There’s something about flipping the calendar to a new month or seeing that “1” on my iPad that signifies a new beginning.  This beginning has a whole different feeling.

18 years ago as we were awaiting the arrival of our first born the thought of him starting his senior year of high school seemed like an eternity away and yet it has passed so quickly. He has grown up even though I keep trying to keep him little. But instead of trying to stop time I will embrace it and celebrate the young man he has become and the life he has in front of him.  I will continue praying for him as he seeks to make his own way in the world and contemplates the major decisions he has to make over the next year. I will continue praying that his relationship with his Savior will continue to be the most important thing in his life and that it will continue to guide his decisions.  
Tomorrow is his last first day of school and we will celebrate it as much as we did his first day of Kindergarten. 
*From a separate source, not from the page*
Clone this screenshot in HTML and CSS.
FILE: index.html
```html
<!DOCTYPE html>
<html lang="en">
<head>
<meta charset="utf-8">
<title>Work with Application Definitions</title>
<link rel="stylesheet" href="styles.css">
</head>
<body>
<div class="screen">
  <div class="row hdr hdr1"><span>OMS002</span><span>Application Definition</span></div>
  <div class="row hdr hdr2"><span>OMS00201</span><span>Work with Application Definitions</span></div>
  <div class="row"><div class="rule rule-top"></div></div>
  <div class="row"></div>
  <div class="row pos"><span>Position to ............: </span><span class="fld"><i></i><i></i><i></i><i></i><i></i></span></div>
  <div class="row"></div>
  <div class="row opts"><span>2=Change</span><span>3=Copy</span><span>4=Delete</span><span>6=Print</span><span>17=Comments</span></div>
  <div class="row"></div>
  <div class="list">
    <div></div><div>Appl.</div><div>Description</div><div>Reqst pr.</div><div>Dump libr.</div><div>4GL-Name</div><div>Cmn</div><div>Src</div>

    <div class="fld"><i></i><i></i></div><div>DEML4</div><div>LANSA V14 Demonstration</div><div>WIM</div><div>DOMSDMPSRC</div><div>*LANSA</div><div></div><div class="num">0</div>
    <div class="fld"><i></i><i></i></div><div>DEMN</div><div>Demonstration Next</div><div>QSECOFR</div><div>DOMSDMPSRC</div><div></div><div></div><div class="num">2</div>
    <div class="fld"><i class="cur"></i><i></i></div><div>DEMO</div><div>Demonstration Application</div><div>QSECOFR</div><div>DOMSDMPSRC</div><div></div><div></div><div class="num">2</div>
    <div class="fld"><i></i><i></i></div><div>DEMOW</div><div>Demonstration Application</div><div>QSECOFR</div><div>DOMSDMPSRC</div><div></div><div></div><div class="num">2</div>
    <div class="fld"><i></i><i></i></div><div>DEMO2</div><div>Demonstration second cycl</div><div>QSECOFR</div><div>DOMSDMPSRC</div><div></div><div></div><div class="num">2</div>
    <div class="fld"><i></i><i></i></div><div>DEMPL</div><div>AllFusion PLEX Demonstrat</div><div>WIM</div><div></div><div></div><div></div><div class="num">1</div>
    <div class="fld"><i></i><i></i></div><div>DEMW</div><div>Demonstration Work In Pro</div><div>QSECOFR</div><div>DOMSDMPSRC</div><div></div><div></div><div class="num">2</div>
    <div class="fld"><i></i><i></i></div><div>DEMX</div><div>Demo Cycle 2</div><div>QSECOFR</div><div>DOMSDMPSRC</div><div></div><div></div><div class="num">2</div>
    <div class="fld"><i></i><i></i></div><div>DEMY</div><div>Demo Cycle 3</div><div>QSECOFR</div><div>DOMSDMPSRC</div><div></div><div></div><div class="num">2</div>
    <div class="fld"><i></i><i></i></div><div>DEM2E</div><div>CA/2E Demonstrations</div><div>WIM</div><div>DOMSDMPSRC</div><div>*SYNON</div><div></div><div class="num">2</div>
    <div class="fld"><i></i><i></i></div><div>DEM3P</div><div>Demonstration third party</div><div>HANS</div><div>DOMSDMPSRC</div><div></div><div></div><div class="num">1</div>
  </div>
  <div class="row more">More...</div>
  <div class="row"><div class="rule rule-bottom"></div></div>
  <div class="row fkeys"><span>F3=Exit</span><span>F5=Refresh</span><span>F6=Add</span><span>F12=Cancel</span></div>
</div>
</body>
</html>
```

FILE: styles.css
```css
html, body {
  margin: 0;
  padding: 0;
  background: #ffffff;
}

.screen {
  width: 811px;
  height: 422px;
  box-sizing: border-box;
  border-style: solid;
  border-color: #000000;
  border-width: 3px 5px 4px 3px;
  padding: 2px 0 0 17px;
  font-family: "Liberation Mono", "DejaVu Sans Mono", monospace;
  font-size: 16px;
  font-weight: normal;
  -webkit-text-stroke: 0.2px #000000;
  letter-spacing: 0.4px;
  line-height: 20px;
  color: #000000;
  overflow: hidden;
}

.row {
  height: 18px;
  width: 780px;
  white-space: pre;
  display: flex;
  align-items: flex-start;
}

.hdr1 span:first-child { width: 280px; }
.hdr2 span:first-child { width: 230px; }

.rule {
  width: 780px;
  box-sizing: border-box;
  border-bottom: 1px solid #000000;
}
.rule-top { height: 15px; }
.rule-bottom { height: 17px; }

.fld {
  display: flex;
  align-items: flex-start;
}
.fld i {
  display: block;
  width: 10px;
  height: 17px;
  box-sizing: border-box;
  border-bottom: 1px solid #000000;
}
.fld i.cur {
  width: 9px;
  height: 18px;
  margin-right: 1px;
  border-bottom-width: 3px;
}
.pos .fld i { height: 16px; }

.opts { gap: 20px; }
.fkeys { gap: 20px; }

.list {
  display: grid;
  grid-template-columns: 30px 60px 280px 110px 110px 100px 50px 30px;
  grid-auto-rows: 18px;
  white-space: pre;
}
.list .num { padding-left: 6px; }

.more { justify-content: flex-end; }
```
[end of one season, beginning of another]

The past few weeks have been the end of a lot of things…those things that come to their end in May and June.  The end of dance classes with the culmination of the “Recital,”  keyboard recitals, Spring Play, Prom, the end of our Word of Life clubs at church celebrating accomplishments with gold medals and a pool party, last week of my precious ladies Bible study, and of course the last day of school for my babies.  I’m not sure who is more excited, me or those babies.  Just as the beginning of the year is exciting, the end of the year brings it’s own excitement and stress.  But once its finished we move on to the things of summer – Word of Life camp (my all-time favorite), lazy days with nothing to do and no where to be, 4th of July.  More time to read for fun, BBQs and ice cream!  Of course Vacation Bible School, Sports Camp and getting a team ready to head to West Africa are squeezed in there too.

I am looking forward to what the Summer has to bring, what God has to show me and how His mercies are new every morning.